Like Mercutio, I tend not to use dominance theory as a guide for training. But since we were advised by others to flip Rosie on her back, clamp her jaws shut, etc--we tried all that. All that happened was she got more and more amped up. What really worked for us (turned out to be what our puppy instructor at the local SPCA recommended) was brief time-outs, i.e., turn your back on the dog, and if she keeps biting, separate yourself behind a door for a brief time (not so long that she has time to get into too much trouble on the other side of the door). You may have to leave the room repeatedly until she stops trying to nip you when you come back in. It's normal behavior for her age, so even if you did nothing about it, she will probably simply outgrow it. But best to try to discourage it.


----------



## gunnr (Aug 14, 2009)

JillandDan said:


> Thank you all for the advice. We have more chew toys then you can imagine. We buy one or two more everytime we go to the store.
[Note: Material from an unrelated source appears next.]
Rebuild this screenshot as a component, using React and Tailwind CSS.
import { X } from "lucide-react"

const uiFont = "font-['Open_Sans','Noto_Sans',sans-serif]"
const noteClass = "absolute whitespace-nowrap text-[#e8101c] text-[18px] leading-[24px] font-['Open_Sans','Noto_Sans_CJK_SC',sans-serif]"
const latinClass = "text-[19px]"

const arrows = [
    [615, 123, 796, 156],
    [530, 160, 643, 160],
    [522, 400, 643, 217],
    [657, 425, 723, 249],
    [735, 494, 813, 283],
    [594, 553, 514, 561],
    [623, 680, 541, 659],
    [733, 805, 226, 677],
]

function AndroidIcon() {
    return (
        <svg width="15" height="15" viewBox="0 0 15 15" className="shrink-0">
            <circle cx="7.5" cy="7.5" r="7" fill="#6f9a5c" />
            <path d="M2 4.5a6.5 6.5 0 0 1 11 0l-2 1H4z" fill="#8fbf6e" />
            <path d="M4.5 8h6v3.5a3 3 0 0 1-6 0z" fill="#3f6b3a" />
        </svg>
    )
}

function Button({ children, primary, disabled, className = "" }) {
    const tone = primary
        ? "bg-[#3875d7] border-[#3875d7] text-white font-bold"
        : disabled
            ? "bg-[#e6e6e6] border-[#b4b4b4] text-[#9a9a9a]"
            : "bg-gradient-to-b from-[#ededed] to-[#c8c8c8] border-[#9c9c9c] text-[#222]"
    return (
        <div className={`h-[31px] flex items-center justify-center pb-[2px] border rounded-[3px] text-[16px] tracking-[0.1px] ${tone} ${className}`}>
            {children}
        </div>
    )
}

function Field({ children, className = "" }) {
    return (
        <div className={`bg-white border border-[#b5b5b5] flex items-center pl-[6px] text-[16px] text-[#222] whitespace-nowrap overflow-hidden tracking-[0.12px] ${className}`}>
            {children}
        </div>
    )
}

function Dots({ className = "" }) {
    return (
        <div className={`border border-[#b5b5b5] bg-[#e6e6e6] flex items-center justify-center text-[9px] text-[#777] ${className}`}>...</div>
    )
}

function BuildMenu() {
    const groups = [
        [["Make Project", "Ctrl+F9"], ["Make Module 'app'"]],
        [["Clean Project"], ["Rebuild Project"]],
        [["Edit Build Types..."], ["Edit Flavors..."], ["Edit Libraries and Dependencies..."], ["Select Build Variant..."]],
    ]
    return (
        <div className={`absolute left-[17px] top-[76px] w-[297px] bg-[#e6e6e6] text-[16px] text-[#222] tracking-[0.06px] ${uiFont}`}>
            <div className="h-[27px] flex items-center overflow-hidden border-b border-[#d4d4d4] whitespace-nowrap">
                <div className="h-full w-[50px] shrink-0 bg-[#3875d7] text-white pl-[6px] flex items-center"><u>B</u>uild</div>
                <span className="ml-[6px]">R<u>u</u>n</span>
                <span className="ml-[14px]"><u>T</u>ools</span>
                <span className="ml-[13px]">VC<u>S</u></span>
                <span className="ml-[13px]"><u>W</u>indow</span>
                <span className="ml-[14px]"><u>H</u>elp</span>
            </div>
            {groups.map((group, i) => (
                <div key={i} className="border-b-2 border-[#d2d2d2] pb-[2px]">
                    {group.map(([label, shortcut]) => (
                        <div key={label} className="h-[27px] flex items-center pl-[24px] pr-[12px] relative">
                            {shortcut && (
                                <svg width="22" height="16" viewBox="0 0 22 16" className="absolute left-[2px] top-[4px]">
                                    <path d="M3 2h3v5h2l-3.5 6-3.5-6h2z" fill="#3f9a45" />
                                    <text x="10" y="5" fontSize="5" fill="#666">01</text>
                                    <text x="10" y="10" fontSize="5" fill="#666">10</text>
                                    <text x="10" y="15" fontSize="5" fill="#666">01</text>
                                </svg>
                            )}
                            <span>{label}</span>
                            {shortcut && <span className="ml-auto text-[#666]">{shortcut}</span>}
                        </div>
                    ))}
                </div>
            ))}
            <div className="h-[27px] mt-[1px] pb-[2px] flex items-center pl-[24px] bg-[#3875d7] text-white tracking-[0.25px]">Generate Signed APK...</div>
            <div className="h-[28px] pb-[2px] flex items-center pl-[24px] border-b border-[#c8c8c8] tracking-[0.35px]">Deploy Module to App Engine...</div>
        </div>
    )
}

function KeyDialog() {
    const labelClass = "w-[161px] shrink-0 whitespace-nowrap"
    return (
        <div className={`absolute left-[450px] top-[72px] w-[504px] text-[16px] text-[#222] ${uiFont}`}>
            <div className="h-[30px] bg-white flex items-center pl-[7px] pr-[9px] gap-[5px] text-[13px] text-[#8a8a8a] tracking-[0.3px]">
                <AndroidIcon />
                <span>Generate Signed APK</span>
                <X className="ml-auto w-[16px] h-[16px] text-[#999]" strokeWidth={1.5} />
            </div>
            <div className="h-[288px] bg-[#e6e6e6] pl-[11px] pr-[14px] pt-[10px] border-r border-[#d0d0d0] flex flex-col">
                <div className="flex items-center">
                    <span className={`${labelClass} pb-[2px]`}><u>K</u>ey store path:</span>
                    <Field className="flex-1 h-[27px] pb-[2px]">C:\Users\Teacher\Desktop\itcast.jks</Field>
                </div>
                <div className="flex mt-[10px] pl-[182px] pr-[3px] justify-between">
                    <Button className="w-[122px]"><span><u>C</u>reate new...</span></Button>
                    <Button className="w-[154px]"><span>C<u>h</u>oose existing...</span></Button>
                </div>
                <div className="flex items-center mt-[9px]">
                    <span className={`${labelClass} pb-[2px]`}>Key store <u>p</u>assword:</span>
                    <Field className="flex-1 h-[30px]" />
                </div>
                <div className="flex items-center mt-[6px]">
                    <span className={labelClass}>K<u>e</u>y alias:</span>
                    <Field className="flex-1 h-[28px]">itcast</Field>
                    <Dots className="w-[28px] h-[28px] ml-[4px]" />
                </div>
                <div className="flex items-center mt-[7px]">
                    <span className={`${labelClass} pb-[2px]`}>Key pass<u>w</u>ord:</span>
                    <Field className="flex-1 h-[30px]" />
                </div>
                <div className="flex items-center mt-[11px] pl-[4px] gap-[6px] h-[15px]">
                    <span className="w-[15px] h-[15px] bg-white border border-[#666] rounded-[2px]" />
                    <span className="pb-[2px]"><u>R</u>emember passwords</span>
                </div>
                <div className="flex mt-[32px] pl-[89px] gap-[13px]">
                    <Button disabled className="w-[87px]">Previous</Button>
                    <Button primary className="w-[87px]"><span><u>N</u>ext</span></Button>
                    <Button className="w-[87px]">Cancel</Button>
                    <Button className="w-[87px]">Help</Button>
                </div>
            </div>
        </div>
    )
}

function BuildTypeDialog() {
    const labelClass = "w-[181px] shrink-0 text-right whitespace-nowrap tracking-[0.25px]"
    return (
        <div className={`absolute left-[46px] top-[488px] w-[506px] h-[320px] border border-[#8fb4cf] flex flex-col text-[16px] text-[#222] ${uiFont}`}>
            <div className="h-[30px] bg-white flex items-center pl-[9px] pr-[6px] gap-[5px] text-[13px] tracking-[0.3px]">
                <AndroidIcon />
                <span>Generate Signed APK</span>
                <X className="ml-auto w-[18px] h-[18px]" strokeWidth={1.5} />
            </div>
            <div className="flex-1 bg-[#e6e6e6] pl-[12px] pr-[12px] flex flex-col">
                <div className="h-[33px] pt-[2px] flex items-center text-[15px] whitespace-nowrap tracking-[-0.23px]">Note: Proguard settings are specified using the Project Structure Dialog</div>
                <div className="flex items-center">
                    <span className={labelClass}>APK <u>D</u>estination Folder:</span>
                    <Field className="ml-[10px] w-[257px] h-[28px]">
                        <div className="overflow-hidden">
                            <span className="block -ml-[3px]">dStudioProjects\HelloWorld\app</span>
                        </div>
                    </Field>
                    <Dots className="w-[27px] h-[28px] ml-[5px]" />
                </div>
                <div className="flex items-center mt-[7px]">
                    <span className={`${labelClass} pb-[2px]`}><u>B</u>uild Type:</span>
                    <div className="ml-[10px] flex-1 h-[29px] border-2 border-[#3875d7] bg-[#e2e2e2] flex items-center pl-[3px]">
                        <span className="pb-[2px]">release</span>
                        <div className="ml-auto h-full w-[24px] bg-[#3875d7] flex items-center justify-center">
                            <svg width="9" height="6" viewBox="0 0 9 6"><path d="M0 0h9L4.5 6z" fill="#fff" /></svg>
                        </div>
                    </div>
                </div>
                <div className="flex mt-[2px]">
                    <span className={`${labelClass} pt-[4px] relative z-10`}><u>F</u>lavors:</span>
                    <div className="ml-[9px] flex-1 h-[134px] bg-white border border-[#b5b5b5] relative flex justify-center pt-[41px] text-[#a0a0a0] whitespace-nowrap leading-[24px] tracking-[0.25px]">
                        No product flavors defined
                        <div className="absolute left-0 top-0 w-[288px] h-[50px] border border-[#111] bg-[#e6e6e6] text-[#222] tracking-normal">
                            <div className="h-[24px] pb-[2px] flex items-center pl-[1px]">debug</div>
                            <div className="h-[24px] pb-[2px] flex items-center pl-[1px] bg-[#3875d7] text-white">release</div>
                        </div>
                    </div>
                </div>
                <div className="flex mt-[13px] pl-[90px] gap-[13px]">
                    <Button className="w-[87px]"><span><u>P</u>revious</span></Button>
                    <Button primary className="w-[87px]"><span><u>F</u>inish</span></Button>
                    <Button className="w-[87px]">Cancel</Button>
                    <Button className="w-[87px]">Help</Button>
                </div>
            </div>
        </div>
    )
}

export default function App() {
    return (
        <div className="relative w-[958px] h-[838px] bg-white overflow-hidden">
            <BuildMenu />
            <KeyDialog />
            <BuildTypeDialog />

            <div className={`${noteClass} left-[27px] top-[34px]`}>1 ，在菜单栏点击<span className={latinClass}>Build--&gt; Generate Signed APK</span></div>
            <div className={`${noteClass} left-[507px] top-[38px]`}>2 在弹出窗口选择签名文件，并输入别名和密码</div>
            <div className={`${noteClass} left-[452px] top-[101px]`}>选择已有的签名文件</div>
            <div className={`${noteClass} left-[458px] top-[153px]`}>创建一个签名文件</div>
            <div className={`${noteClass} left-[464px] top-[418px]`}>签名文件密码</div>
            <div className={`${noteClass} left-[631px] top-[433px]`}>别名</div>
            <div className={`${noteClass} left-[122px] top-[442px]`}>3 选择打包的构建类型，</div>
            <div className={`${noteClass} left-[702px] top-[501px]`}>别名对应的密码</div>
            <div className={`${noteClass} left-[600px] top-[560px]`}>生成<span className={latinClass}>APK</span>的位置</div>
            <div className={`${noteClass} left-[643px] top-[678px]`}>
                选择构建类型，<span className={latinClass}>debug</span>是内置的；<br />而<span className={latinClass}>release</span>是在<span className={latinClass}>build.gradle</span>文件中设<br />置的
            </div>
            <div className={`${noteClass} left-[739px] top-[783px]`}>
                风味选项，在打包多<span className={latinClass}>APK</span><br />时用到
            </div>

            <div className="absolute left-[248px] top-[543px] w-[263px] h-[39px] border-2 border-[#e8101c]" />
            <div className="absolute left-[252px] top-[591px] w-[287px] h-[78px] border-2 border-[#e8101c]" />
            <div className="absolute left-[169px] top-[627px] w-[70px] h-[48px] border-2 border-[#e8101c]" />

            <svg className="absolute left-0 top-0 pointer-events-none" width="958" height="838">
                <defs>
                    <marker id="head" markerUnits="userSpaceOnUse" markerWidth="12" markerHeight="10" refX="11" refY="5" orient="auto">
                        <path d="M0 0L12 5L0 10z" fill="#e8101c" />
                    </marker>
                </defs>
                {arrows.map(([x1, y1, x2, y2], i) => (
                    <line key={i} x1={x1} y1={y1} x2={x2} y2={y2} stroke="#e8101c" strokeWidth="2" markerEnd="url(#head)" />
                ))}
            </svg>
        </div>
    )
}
We also put one in her mouth whenever she starts biting. However, this jumping and biting whenever I put my coat on just started yesterday. I am telling her "NO" but it just seems to excite her more.
> It seems like you all got beat up as well with putting them on their backs so at least we aren't alone with that. haha. She kicks and bites the entire time. I guess we will just keep working on it.


 I agree with everyone else. It sounds like she is just trying to encourage you to play with her.
She's also pretty young for much physical type correction. Distraction and refocusing her energy elsewhere will probably work out just fine.


----------